* Given request *
Note each line that includes the word "components". Copy those lines.
══ Records for this exercise
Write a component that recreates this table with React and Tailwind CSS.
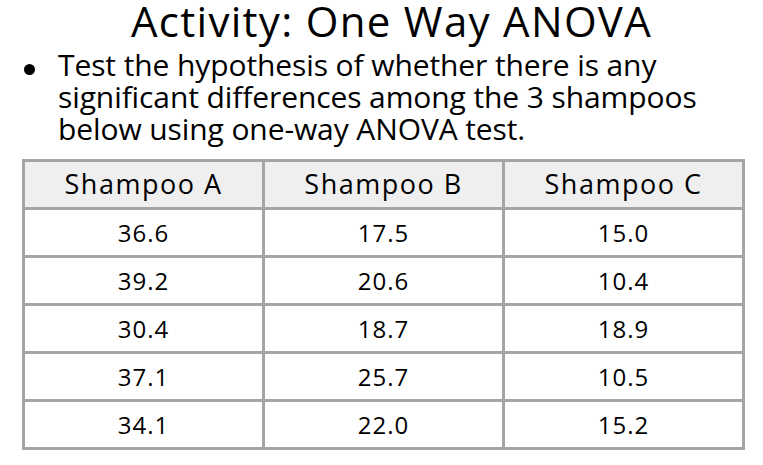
════
══ Records for this exercise
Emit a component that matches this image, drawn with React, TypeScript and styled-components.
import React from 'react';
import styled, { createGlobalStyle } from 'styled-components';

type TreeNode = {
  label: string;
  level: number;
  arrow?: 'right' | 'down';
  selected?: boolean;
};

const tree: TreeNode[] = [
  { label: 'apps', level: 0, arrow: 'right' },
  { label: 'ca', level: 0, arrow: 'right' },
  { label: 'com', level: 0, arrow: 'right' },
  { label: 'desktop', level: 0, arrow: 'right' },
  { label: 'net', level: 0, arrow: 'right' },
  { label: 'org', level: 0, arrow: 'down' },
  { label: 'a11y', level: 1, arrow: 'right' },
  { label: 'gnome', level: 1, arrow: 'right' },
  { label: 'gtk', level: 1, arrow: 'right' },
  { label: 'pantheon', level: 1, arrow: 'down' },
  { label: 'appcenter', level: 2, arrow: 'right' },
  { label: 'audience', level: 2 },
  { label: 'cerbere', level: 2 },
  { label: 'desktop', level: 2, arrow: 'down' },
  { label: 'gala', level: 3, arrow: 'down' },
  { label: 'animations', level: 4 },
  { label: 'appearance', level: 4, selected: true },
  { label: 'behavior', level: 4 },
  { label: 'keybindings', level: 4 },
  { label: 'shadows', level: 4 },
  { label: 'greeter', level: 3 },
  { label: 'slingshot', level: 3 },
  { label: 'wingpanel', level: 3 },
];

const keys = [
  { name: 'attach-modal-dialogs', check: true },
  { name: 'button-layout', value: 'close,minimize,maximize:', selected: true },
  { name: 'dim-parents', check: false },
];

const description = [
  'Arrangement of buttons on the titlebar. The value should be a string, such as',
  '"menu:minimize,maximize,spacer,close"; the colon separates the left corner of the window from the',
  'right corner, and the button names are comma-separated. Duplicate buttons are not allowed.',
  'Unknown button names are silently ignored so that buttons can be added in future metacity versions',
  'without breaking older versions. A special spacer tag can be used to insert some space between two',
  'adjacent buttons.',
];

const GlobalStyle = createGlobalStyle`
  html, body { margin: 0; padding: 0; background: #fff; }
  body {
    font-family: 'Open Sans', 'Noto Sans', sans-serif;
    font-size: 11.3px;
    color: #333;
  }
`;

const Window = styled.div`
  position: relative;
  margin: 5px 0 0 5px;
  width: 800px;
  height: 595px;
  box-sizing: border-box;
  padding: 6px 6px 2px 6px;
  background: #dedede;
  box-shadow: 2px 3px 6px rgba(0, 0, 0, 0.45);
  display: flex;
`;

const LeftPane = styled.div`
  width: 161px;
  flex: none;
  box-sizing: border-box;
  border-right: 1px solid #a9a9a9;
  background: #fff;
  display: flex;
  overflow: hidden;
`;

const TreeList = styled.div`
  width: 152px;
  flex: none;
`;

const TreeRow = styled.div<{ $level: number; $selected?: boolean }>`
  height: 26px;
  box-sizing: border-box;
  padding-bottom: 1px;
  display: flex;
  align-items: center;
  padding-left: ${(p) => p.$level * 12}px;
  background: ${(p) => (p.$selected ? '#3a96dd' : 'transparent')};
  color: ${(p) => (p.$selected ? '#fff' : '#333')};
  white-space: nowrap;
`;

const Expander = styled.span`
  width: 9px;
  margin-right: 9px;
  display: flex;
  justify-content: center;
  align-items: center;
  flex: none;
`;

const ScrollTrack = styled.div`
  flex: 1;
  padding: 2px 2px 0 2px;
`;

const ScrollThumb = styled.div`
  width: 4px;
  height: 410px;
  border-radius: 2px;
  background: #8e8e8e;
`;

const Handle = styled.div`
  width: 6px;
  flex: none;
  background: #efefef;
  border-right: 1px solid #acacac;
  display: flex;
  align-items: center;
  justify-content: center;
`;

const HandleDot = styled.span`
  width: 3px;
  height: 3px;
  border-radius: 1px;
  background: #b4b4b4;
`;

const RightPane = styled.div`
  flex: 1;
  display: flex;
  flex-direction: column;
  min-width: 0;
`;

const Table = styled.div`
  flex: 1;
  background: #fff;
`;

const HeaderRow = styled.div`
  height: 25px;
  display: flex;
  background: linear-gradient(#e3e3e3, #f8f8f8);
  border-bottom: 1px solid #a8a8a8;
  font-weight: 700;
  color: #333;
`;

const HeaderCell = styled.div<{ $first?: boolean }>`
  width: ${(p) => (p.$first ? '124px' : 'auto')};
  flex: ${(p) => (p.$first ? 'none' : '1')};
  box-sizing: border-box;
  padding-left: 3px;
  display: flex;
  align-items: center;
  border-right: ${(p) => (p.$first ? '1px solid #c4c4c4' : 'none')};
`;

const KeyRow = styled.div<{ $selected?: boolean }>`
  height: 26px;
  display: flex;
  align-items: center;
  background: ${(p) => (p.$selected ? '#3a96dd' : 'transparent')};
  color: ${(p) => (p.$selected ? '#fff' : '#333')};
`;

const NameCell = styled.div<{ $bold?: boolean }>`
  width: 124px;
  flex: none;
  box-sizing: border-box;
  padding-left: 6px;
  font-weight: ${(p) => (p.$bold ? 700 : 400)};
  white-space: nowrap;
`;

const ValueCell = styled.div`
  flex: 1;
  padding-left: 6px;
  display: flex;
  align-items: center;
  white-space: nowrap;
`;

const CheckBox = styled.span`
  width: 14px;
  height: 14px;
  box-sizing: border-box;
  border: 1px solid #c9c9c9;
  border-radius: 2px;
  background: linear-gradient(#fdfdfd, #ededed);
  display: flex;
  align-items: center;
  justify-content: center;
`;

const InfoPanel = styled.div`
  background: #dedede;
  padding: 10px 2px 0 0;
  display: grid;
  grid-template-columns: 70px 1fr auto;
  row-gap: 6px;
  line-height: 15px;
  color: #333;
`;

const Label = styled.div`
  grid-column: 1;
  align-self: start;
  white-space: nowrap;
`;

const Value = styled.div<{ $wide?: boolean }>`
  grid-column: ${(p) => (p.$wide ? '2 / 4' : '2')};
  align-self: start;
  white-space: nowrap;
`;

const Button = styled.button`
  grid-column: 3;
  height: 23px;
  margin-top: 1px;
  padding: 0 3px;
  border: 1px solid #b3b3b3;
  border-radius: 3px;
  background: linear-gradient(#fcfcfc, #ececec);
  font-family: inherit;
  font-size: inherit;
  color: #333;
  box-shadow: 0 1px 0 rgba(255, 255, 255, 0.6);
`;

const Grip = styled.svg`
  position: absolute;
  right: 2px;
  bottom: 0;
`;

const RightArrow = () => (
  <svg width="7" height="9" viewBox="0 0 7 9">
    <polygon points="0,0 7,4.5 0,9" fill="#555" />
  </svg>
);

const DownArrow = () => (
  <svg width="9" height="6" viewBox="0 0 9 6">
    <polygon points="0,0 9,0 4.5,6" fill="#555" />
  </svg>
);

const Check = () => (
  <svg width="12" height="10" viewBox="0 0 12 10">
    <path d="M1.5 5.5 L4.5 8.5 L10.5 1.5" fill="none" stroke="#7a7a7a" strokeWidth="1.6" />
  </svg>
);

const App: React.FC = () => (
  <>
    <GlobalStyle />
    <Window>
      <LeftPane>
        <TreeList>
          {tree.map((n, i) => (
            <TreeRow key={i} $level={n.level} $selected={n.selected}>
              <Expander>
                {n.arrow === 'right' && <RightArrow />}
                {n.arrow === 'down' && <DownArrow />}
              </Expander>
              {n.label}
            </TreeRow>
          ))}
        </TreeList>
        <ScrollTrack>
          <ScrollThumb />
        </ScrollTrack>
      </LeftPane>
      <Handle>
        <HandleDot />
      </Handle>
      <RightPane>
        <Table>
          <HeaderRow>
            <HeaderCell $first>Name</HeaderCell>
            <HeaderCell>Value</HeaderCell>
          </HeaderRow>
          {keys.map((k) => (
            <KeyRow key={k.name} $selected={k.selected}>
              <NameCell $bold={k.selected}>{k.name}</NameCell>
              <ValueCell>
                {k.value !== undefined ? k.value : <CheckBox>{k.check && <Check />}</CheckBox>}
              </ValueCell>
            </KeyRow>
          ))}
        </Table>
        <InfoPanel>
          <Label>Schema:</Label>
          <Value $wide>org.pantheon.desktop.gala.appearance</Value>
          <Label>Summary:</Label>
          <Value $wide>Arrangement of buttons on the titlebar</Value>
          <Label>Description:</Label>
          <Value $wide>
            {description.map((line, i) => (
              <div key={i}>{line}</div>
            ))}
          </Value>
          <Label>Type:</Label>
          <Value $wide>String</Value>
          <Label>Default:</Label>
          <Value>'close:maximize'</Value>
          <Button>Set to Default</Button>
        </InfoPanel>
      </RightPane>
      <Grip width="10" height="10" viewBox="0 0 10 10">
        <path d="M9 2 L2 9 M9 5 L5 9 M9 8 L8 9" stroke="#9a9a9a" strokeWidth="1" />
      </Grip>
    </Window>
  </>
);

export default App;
════
* Task result *
Emit a component that matches this image, drawn with React, TypeScript and styled-components.
import styled, { createGlobalStyle } from 'styled-components';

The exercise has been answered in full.